9. Jack Garratt, The Love You’re Given – Reverse Bass notes demonstrate system control; look for how how “muddy” it sounds. There are a slew of interesting sounds in this track, difficult for many systems to execute accurately along with a sound stage with sounds that move around subtly.
10. Cowboy Junkies, Misguided Angel – The absolute purist recording for this genre of music. The album was recorded at a church in Toronto, Canada with the band playing live off the floor into one stereo microphone and recording straight to tape.
11. BONUS: The Band featuring The Staple Singers, The Weight – The organs, a range of male and female vocals, the clapping near the end, and the glorious way it was all mixed together.
The Desktop Setup
Setup Price: $1,800 Though any of the aforementioned setups will work handsomely, there’s a lot of headroom for a power user. There’s no way we can cover the vast market of peripherals, but for our desktops, we’ve taken the liberty to dive a bit further, think a little bigger, and spend a bit more. The centerpiece of this desktop setup is the impressively monolithic Oppo HA-1 DAC/Headphone Amp ($1,100). After you get over its sheer density — damn the flyweight tech, the HA-1 weighs in at 13 damn pounds — you’re provided features and performance galore that systems costing twice as much will struggle to beat.

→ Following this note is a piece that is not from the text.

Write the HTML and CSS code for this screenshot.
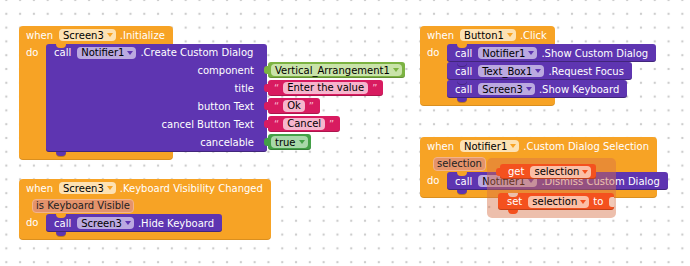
FILE: index.html
```html
<!DOCTYPE html>
<html lang="en">
<head>
    <meta charset="UTF-8">
    <title>Blocks</title>
    <link rel="stylesheet" href="styles.css">
</head>
<body>

<div class="workspace">

    <!-- when Screen3.Initialize -->
    <div class="event ev-init">
        <div class="row"><span class="kw">when</span><span class="dd dd-orange">Screen3</span><span>.Initialize</span></div>
        <div class="do-row">
            <span class="do">do</span>
            <div class="slot">
                <div class="stmt call dialog-call">
                    <div class="row"><span class="kw">call</span><span class="dd dd-purple">Notifier1</span><span>.Create Custom Dialog</span></div>
                    <div class="arg">
                        <span class="arg-label">component</span>
                        <span class="value comp"><span class="dd dd-green">Vertical_Arrangement1</span></span>
                    </div>
                    <div class="arg">
                        <span class="arg-label">title</span>
                        <span class="value text"><span class="quote">&ldquo;</span><span class="str">Enter the value</span><span class="quote">&rdquo;</span></span>
                    </div>
                    <div class="arg">
                        <span class="arg-label">button Text</span>
                        <span class="value text"><span class="quote">&ldquo;</span><span class="str">Ok</span><span class="quote">&rdquo;</span></span>
                    </div>
                    <div class="arg">
                        <span class="arg-label">cancel Button Text</span>
                        <span class="value text"><span class="quote">&ldquo;</span><span class="str">Cancel</span><span class="quote">&rdquo;</span></span>
                    </div>
                    <div class="arg">
                        <span class="arg-label">cancelable</span>
                        <span class="value logic"><span class="dd dd-logic">true</span></span>
                    </div>
                </div>
            </div>
        </div>
    </div>

    <!-- when Screen3.Keyboard Visibility Changed -->
    <div class="event ev-keyboard">
        <div class="row"><span class="kw">when</span><span class="dd dd-orange">Screen3</span><span>.Keyboard Visibility Changed</span></div>
        <div class="row params"><span class="param">is Keyboard Visible</span></div>
        <div class="do-row">
            <span class="do">do</span>
            <div class="slot">
                <div class="stmt call">
                    <div class="row"><span class="kw">call</span><span class="dd dd-purple">Screen3</span><span>.Hide Keyboard</span></div>
                </div>
            </div>
        </div>
    </div>

    <!-- when Button1.Click -->
    <div class="event ev-click">
        <div class="row"><span class="kw">when</span><span class="dd dd-orange">Button1</span><span>.Click</span></div>
        <div class="do-row">
            <span class="do">do</span>
            <div class="slot">
                <div class="stmt call">
                    <div class="row"><span class="kw">call</span><span class="dd dd-purple">Notifier1</span><span>.Show Custom Dialog</span></div>
                </div>
                <div class="stmt call">
                    <div class="row"><span class="kw">call</span><span class="dd dd-purple">Text_Box1</span><span>.Request Focus</span></div>
                </div>
                <div class="stmt call">
                    <div class="row"><span class="kw">call</span><span class="dd dd-purple">Screen3</span><span>.Show Keyboard</span></div>
                </div>
            </div>
        </div>
    </div>

    <!-- when Notifier1.Custom Dialog Selection -->
    <div class="event ev-selection">
        <div class="row"><span class="kw">when</span><span class="dd dd-orange">Notifier1</span><span>.Custom Dialog Selection</span></div>
        <div class="row params"><span class="param">selection</span></div>
        <div class="do-row">
            <span class="do">do</span>
            <div class="slot">
                <div class="stmt call">
                    <div class="row"><span class="kw">call</span><span class="dd dd-purple">Notifier1</span><span>.Dismiss Custom Dialog</span></div>
                </div>
            </div>
        </div>
    </div>

    <!-- hover menu over the selection param -->
    <div class="param-menu">
        <div class="value var-get">
            <span class="kw">get</span><span class="dd dd-var">selection</span>
        </div>
        <div class="var-set">
            <span class="kw">set</span><span class="dd dd-var">selection</span><span>to</span><span class="socket"></span>
        </div>
    </div>

</div>

</body>
</html>
```

FILE: styles.css
```css
body {
    margin: 0;
    padding: 0;
    background-color: #fff;
}

.workspace {
    position: relative;
    width: 690px;
    height: 266px;
    overflow: hidden;
    background-color: #fff;
    background-image: radial-gradient(circle, #cdcdcd 1px, transparent 1.6px);
    background-size: 13.8px 13.8px;
    background-position: -0.6px -6.9px;
    font-family: "DejaVu Sans", sans-serif;
    font-size: 10px;
    color: #fff;
}

/* event blocks (orange C shape) */
.event {
    position: absolute;
    background-color: #f7a325;
    border-radius: 4px;
    padding-bottom: 8px;
    box-shadow: inset 0 -1px 0 rgba(0, 0, 0, 0.12);
}
.ev-init { left: 19px; top: 26px; }
.ev-keyboard { left: 19px; top: 179px; }
.ev-click { left: 420px; top: 26px; }
.ev-selection { left: 420px; top: 137px; }

.row {
    display: flex;
    align-items: center;
    gap: 4px;
    height: 18px;
    padding: 0 8px 0 7px;
    white-space: nowrap;
}
.kw {
    margin-right: 2px;
}
.params {
    padding-left: 13px;
    height: 17px;
}
.param {
    height: 12px;
    line-height: 12px;
    padding: 0 3px;
    background-color: #e4936b;
    border: 1px solid #f2b48c;
    border-radius: 4px;
    color: #222;
}

.do-row {
    display: flex;
}
.do {
    flex: none;
    width: 20px;
    padding-left: 7px;
    height: 18px;
    line-height: 18px;
}
.slot {
    flex-grow: 1;
    width: 0;
}

/* statement blocks */
.stmt {
    position: relative;
    width: max-content;
    border-radius: 3px;
    box-shadow: inset 0 -1px 0 rgba(0, 0, 0, 0.3);
}
.stmt::after {
    content: '';
    position: absolute;
    z-index: 1;
    left: 10px;
    bottom: -4px;
    width: 10px;
    height: 4px;
    background-color: inherit;
    border-radius: 0 0 5px 5px;
    box-shadow: 0 1px 0 rgba(0, 0, 0, 0.25);
}
.slot > .stmt:first-child::before {
    content: '';
    position: absolute;
    left: 10px;
    top: 0;
    width: 10px;
    height: 4px;
    background-color: #f7a325;
    border-radius: 0 0 5px 5px;
}
.call {
    background-color: #5e35b1;
}
.call .row {
    padding-left: 8px;
}

.dialog-call {
    width: 221px;
    padding-bottom: 1px;
}
.dialog-call > .row {
    height: 17px;
}
.arg {
    display: flex;
    align-items: center;
    height: 18px;
}
.arg-label {
    flex: none;
    width: 208px;
    padding-right: 9px;
    text-align: right;
    white-space: nowrap;
}

/* dropdown fields */
.dd {
    display: flex;
    align-items: center;
    height: 12px;
    padding: 0 3px 0 4px;
    border-radius: 4px;
    color: #000;
    white-space: nowrap;
}
.dd::after {
    content: '';
    margin-left: 3px;
    border-left: 3px solid transparent;
    border-right: 3px solid transparent;
    border-top: 4px solid;
}
.dd-orange { background-color: #fde2b4; }
.dd-orange::after { border-top-color: #f7a325; }
.dd-purple { background-color: #bba9e0; }
.dd-purple::after { border-top-color: #5e35b1; }
.dd-green { background-color: #c9e3a9; }
.dd-green::after { border-top-color: #7cb342; }
.dd-logic { background-color: #a8d8a9; }
.dd-logic::after { border-top-color: #43a047; }
.dd-var { background-color: #fbbfa6; }
.dd-var::after { border-top-color: #f4511e; }

/* value blocks with output tab */
.value {
    position: relative;
    flex: none;
    display: flex;
    align-items: center;
    gap: 4px;
    height: 16px;
    margin-left: 5px;
    padding: 0 3px 0 3px;
    border-radius: 3px;
    box-shadow: inset 0 -1px 0 rgba(0, 0, 0, 0.2);
    white-space: nowrap;
}
.value::before {
    content: '';
    position: absolute;
    left: -4px;
    top: 4px;
    width: 5px;
    height: 8px;
    background-color: inherit;
    border-radius: 3px 0 0 3px;
}
.comp { background-color: #7cb342; }
.logic { background-color: #43a047; }
.text {
    background-color: #d81b60;
    padding: 0 6px 0 6px;
}
.quote {
    color: #f8bbd0;
}
.str {
    height: 12px;
    line-height: 12px;
    padding: 0 4px;
    background-color: #f6b5cd;
    border-radius: 4px;
    color: #000;
}

/* variable hover menu */
.param-menu {
    position: absolute;
    left: 487px;
    top: 158px;
    width: 129px;
    height: 60px;
    display: flex;
    flex-direction: column;
    align-items: flex-start;
    gap: 14px;
    padding-top: 6px;
    box-sizing: border-box;
    background-color: rgba(214, 112, 72, 0.45);
    border-radius: 5px;
}
.var-get {
    margin-left: 13px;
    height: 15px;
    padding: 0 5px 0 8px;
    background-color: #f4511e;
}
.var-set {
    position: relative;
    display: flex;
    align-items: center;
    gap: 4px;
    height: 17px;
    margin-left: 11px;
    padding-left: 9px;
    background-color: #f4511e;
    border-radius: 3px;
    box-shadow: inset 0 -1px 0 rgba(0, 0, 0, 0.2);
    white-space: nowrap;
}
.var-set::before {
    content: '';
    position: absolute;
    left: 10px;
    top: 0;
    width: 10px;
    height: 4px;
    background-color: #ecbfac;
    border-radius: 0 0 5px 5px;
}
.var-set::after {
    content: '';
    position: absolute;
    left: 10px;
    bottom: -4px;
    width: 10px;
    height: 4px;
    background-color: #f4511e;
    border-radius: 0 0 5px 5px;
}
.var-set .kw,
.var-get .kw {
    margin-right: 2px;
}
.socket {
    width: 5px;
    height: 10px;
    margin-left: 2px;
    background-color: #f1c8b6;
    border-radius: 3px 0 0 3px;
}
```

Its Class A Amplifier — combined with a bevy of connectivity options including optical, RCA, XLR, Bluetooth and USB digital inputs for computer, plus a separate connection for smart devices — make it a versatile solution for all kinds of listening setups, such as being used a stereo preamp. Then there’s the glowing front panel display, which provides ample amounts of visual bling in the form of digital VU meters, or a more modern spectrum display, if you prefer.
It’ll make any pair of headphones shine better than they ever have before — like our now-discontinued Denon AH-D5000s, shown above — but it’s hard to beat the magic of pairing it with Oppo’s own headphone series or Sennheiser’s respected HD700s.
The All-Out Desktop Setup
Setup Price: $4,700 For our top-end setup we assembled a cadre of gear focused on performance, design and space. At this point you’ve made a deep dive into high-resolution audio yourself and boast a hard drive full of your favorite albums. Things are getting a bit tight on the hard drive and you’re ready to expand. Consider an external hard drive. Were long time users of LaCie gear (looks and performs great), so in this build we’ve included the 6TB LaCie BigDisk ($570). It uses the zippy Thunderbolt interface for quick file transfer and is plenty large and fast enough to be the storage hub of your burgeoning collection. If you need your music across a variety of platforms, consider Roon ($119 per year), a service that transforms all your downlaods, files and streaming services into a single comprehensive music collection you can access everywhere.
The centerpiece here is the Meridian Prime ($2,000) DAC and headphone amplifier. Aim incredible piece of kit we’ve been testing the prime for months and can attest to its acuity and presence. It can drive even the most demanding headphone, serve as a central DAC for external powered speakers and looks sharp to boot. Once you get past its staggering price — this is Meridian after all — it really doesn’t take many auditions to see just how much magic comes from this box. A close colleague who knows his way around a great set of headphones called it “money damn well spent” (there are two of these in our offices). If you’re itching for the full monte consider adding the the Meridian Audio Power Supply ($1,250). Also consider auditioning the Benchmark DAC2 ($1,995), which, in addition to delivering big performance also touts native DSD conversion. As for the cans well we saved the best for last. In the world of headphones Grado needs no introduction. The family business has been building world class headphones for decades here in New York and their flagship, the PS1000e ($1,695) are practically peerless. Once you get past their enormity (big drivers, big sound) you simply won’t find an audio experience like this — the headphones simply squeeze out every last bit of audio fidelity. We can boil them down to one word: sublime. Orchestral tracks come alive with pastoral delivery, Led Zeppelin practically performs in front of you, Sting croons with visceral grit.